━━ Source data

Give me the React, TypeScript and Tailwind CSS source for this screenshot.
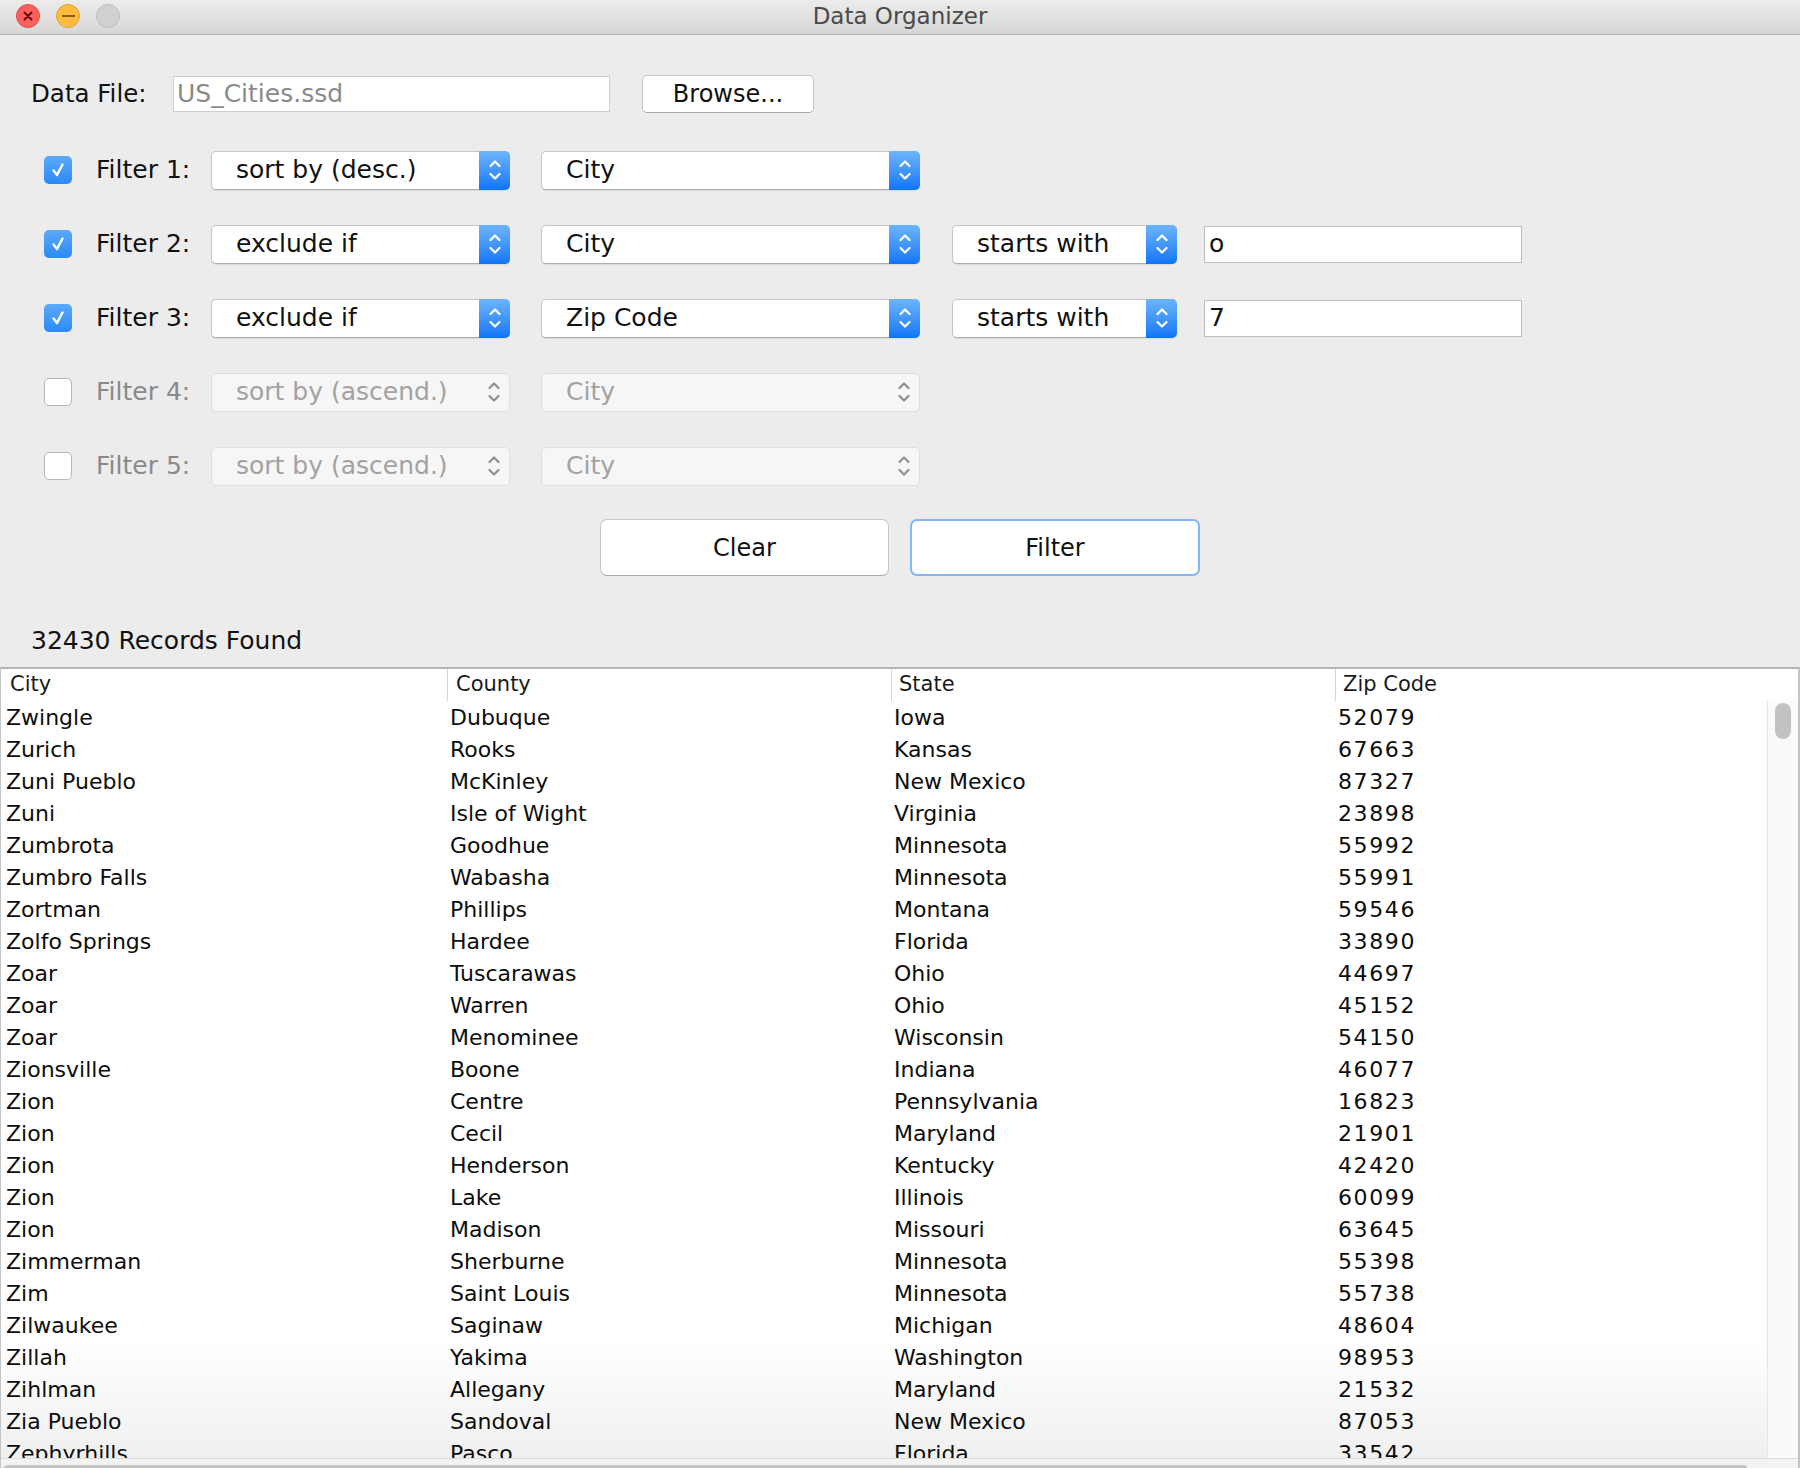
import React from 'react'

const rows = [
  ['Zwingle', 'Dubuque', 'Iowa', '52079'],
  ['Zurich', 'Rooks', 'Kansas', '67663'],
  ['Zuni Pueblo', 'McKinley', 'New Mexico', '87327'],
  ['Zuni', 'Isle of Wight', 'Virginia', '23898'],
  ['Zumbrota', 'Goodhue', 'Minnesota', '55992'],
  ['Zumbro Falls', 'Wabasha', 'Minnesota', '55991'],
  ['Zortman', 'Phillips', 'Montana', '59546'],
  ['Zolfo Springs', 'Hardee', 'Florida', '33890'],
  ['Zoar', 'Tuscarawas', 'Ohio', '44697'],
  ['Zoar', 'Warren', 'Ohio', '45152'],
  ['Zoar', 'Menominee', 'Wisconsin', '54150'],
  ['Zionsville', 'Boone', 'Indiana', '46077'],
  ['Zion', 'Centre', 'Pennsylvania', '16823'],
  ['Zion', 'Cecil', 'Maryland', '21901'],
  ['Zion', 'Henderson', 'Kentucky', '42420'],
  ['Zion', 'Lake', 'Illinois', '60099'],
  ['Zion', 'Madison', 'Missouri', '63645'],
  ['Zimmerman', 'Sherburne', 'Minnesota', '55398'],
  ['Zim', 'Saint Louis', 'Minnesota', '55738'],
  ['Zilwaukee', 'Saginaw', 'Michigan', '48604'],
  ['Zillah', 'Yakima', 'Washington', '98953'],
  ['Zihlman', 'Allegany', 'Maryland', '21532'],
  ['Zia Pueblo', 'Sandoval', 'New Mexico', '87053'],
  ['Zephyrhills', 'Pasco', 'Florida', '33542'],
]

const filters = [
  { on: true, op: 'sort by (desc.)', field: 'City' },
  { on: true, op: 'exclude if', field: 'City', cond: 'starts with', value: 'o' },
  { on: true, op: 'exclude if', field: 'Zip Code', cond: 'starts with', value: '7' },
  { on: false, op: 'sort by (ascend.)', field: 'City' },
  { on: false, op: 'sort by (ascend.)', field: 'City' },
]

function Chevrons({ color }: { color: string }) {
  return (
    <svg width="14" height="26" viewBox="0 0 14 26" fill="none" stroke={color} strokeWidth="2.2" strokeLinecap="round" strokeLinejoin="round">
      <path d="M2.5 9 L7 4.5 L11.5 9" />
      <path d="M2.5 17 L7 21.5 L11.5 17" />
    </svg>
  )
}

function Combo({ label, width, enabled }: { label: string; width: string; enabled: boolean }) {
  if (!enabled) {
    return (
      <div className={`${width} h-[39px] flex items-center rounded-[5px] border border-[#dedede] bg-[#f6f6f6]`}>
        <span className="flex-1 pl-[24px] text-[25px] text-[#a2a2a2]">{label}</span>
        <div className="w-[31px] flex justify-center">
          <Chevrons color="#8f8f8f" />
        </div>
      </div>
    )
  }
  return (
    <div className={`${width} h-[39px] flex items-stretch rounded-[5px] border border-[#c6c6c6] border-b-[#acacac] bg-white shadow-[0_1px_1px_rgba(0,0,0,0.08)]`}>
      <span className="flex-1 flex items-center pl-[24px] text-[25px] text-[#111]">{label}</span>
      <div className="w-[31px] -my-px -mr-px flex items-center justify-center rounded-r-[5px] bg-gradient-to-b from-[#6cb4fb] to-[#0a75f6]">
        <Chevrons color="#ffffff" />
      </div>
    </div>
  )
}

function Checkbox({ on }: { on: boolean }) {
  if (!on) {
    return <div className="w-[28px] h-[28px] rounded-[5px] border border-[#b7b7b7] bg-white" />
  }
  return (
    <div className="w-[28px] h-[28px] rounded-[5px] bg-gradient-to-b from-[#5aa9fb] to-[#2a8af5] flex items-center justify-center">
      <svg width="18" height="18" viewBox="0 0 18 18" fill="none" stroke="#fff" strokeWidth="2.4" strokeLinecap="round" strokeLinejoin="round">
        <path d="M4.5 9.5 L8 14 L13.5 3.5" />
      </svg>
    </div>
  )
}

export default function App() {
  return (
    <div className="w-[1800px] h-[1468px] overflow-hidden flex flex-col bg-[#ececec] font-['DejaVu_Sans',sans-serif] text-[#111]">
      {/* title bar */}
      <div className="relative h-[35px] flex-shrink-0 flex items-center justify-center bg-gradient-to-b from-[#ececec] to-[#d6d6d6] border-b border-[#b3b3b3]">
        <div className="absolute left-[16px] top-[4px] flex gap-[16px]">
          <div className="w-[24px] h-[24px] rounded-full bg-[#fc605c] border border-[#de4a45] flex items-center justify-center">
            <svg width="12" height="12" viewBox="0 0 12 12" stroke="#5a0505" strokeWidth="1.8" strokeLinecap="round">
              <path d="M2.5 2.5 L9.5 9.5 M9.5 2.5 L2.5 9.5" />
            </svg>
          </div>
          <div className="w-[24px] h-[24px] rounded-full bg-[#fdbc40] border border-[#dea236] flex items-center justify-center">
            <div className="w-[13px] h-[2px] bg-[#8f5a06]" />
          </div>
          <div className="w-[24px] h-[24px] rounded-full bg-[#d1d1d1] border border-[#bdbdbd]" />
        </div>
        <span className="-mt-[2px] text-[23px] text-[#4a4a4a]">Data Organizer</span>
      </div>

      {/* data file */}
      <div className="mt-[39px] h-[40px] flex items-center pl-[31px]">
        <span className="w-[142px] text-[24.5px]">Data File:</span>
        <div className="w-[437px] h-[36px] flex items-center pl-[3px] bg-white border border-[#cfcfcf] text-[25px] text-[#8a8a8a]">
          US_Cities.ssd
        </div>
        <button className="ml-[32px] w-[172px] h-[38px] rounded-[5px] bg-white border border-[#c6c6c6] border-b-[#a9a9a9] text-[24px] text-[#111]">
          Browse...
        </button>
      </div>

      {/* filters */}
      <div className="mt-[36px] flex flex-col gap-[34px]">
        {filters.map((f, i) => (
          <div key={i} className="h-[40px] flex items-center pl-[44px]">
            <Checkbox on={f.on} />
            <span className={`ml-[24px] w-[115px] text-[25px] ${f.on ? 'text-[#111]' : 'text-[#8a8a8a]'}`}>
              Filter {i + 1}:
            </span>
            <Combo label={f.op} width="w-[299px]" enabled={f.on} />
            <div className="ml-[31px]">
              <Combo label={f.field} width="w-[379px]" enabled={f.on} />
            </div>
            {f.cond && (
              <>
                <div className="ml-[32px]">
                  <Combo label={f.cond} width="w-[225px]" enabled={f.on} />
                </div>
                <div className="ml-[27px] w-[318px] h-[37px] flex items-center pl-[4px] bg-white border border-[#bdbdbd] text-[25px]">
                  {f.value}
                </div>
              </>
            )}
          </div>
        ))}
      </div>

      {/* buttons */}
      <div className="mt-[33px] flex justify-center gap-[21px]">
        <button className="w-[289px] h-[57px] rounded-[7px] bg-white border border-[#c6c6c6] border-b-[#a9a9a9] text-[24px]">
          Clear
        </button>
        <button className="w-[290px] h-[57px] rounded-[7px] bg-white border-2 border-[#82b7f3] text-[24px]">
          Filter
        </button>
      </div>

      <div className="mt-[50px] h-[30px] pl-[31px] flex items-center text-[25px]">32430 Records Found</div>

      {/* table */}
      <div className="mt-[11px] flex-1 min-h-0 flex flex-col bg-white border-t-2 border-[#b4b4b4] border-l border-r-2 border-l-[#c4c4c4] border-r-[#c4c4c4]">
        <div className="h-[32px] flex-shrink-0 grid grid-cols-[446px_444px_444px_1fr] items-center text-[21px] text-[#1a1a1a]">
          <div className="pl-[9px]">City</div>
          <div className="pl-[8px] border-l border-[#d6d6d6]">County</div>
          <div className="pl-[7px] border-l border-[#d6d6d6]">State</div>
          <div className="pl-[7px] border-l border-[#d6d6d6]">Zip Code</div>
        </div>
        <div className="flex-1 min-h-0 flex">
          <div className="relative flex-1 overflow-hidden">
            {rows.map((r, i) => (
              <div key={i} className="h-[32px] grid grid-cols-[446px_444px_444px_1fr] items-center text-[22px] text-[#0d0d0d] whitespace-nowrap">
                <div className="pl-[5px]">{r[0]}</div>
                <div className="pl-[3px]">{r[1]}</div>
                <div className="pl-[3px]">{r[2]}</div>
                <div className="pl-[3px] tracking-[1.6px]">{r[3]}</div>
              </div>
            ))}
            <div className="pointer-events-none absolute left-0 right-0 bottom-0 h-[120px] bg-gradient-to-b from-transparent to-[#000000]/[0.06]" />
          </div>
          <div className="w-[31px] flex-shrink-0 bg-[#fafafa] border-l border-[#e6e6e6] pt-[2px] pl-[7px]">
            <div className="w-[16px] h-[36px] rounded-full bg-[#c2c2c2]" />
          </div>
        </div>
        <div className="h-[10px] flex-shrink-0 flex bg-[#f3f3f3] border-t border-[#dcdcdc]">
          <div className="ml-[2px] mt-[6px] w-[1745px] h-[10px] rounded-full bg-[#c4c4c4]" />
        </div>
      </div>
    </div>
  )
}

━━━━

§ Written request
From the first line above through the line containing "import React from 'react'", copy everything exactly, without the pictures.

§ Solution for this task
Give me the React, TypeScript and Tailwind CSS source for this screenshot.
import React from 'react'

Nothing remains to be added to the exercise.